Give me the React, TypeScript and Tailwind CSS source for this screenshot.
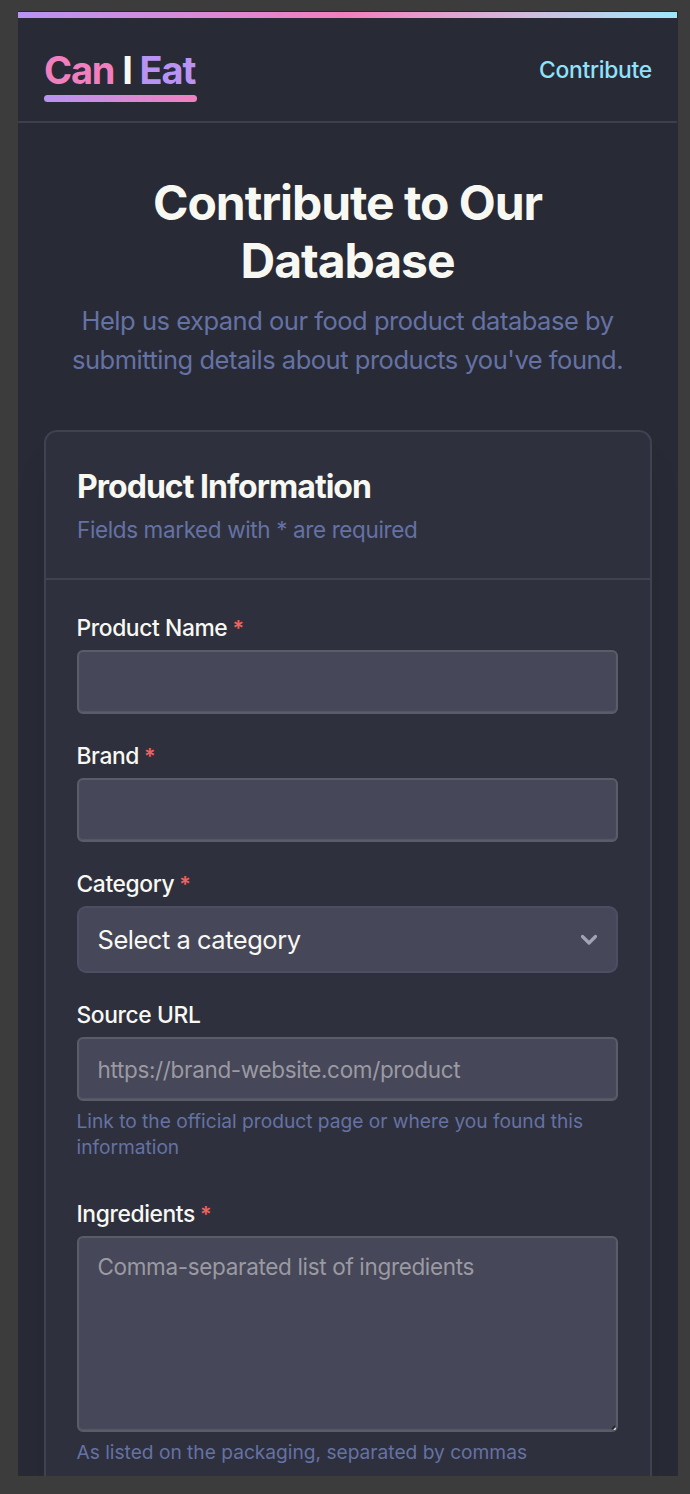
import type { ReactNode } from "react";

function Label({ children, required }: { children: ReactNode; required?: boolean }) {
  return (
    <label className="block h-8 text-[22.8px] leading-8 font-medium tracking-[-0.38px] whitespace-nowrap">
      {children}
      {required && <span className="text-[21.5px] leading-none font-semibold tracking-[-0.4px] text-[#f0625f]"> *</span>}
    </label>
  );
}

function Hint({ children }: { children: ReactNode }) {
  return <p className="mt-[7px] text-[19.2px] leading-[26px] tracking-[-0.02px] whitespace-nowrap text-[#6572a4]">{children}</p>;
}

const control =
  "mt-1.5 block w-full resize-none rounded-[6px] border-2 border-[#5b5c6a] bg-[#464758] px-[19px] text-[22.5px] tracking-[-0.34px] placeholder:text-[#9b9aa2] shadow-[inset_0_-1px_1px_#575866] outline-none";

export default function App() {
  return (
    <div className="h-[1494px] w-[690px] overflow-hidden bg-[#3c3c3c] pt-[11px] pl-[18px] font-['Inter',sans-serif] text-[#f8f8f2]">
      <div className="h-[1465px] w-[660px] overflow-hidden border-t border-r border-t-[#272725] border-r-[#2b2b2d] bg-[#282a36]">
        <div className="h-1.5 bg-linear-to-r from-[#b893f3] via-[#f27fbe] to-[#9ce8fb]" />
        <header className="flex h-[105px] items-start justify-between border-b-2 border-[#3d3f4d] px-[26px] pt-[29px]">
          <div className="w-[152.5px]">
            <div className="text-[38px] leading-[46px] font-bold tracking-[-1.15px] whitespace-nowrap">
              <span className="text-[#f07fbf]">Can</span> I <span className="text-[#b893f3]">Eat</span>
            </div>
            <div className="mt-[2px] h-[6.5px] rounded-full bg-linear-to-r from-[#b893f3] to-[#f07fbf]" />
          </div>
          <a className="-mr-px pt-[7px] text-[22.8px] leading-8 font-medium tracking-[-0.25px] text-[#8fe2fb]">Contribute</a>
        </header>
        <main className="px-[25.5px] pt-[51px]">
          <h1 className="text-center text-[48px] leading-[58px] font-bold tracking-[-1.05px]">
            Contribute to Our
            <br />
            Database
          </h1>
          <p className="mt-[11px] text-center text-[25.5px] leading-[39px] tracking-[-0.48px] whitespace-nowrap text-[#6572a4]">
            Help us expand our food product database by
            <br />
            submitting details about products you've found.
          </p>
          <section className="mt-[51px] h-[1200px] rounded-[13px] border-2 border-[#404252] bg-[#2e303d] shadow-[0_30px_32px_-4px_rgba(0,0,0,0.1)]">
            <div className="h-[148px] border-b-2 border-[#404252] px-[31.5px] pt-[34px]">
              <h2 className="text-[32px] leading-[42px] font-[650] tracking-[-0.97px]">Product Information</h2>
              <p className="mt-[6px] text-[22.5px] leading-8 tracking-[-0.38px] text-[#6572a4]">Fields marked with * are required</p>
            </div>
            <form className="pt-[32px] pr-8 pl-[31px]">
              <Label required>Product Name</Label>
              <input className={`${control} h-16`} />
              <div className="mt-[26px]">
                <Label required>Brand</Label>
                <input className={`${control} h-16`} />
              </div>
              <div className="mt-[26px]">
                <Label required>Category</Label>
                <div className="mt-[6px] flex h-[67px] items-center justify-between rounded-[9px] border-2 border-[#4d4e63] bg-[#464758] pr-[18px] pl-[19px]">
                  <span className="pt-px text-[25.5px] tracking-[-0.48px]">Select a category</span>
                  <svg className="h-[12px] w-[18px]" viewBox="0 0 18 12" fill="none" stroke="#a1a4b2" strokeWidth="3.2" strokeLinecap="round" strokeLinejoin="round">
                    <path d="M2.5 2.5 9 9l6.5-6.5" />
                  </svg>
                </div>
              </div>
              <div className="mt-[26px]">
                <Label>Source URL</Label>
                <input className={`${control} h-16`} placeholder="https://brand-website.com/product" />
                <Hint>
                  Link to the official product page or where you found this
                  <br />
                  information
                </Hint>
              </div>
              <div className="mt-[38px]">
                <Label required>Ingredients</Label>
                <div className="relative">
                  <textarea className={`${control} h-[196px] pt-[12px] leading-[33px]`} placeholder="Comma-separated list of ingredients" />
                  <svg className="absolute right-0.5 bottom-0.5 h-[5px] w-[5px]" viewBox="0 0 5 5">
                    <path d="M1 4 4 1" stroke="#222" strokeWidth="1.5" />
                    <path d="M3 5 5 3" stroke="#ddd" strokeWidth="1.5" />
                  </svg>
                </div>
                <Hint>As listed on the packaging, separated by commas</Hint>
              </div>
            </form>
          </section>
        </main>
      </div>
    </div>
  );
}
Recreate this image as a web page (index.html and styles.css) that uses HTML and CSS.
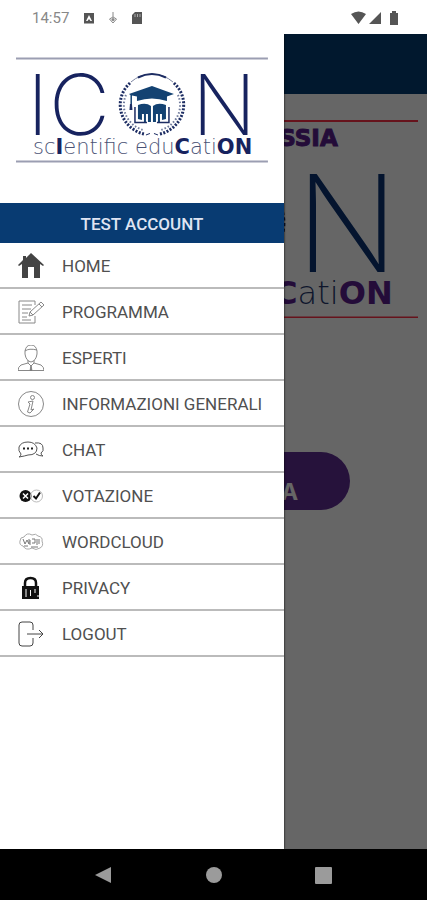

■ **Problem to solve**
Omit the pictures, then repeat exactly each line from the beginning of the listing through the line with "block w-full resize-none".

■ **Solution below**
Give me the React, TypeScript and Tailwind CSS source for this screenshot.
import type { ReactNode } from "react";

function Label({ children, required }: { children: ReactNode; required?: boolean }) {
  return (
    <label className="block h-8 text-[22.8px] leading-8 font-medium tracking-[-0.38px] whitespace-nowrap">
      {children}
      {required && <span className="text-[21.5px] leading-none font-semibold tracking-[-0.4px] text-[#f0625f]"> *</span>}
    </label>
  );
}

function Hint({ children }: { children: ReactNode }) {
  return <p className="mt-[7px] text-[19.2px] leading-[26px] tracking-[-0.02px] whitespace-nowrap text-[#6572a4]">{children}</p>;
}

const control =
  "mt-1.5 block w-full resize-none rounded-[6px] border-2 border-[#5b5c6a] bg-[#464758] px-[19px] text-[22.5px] tracking-[-0.34px] placeholder:text-[#9b9aa2] shadow-[inset_0_-1px_1px_#575866] outline-none";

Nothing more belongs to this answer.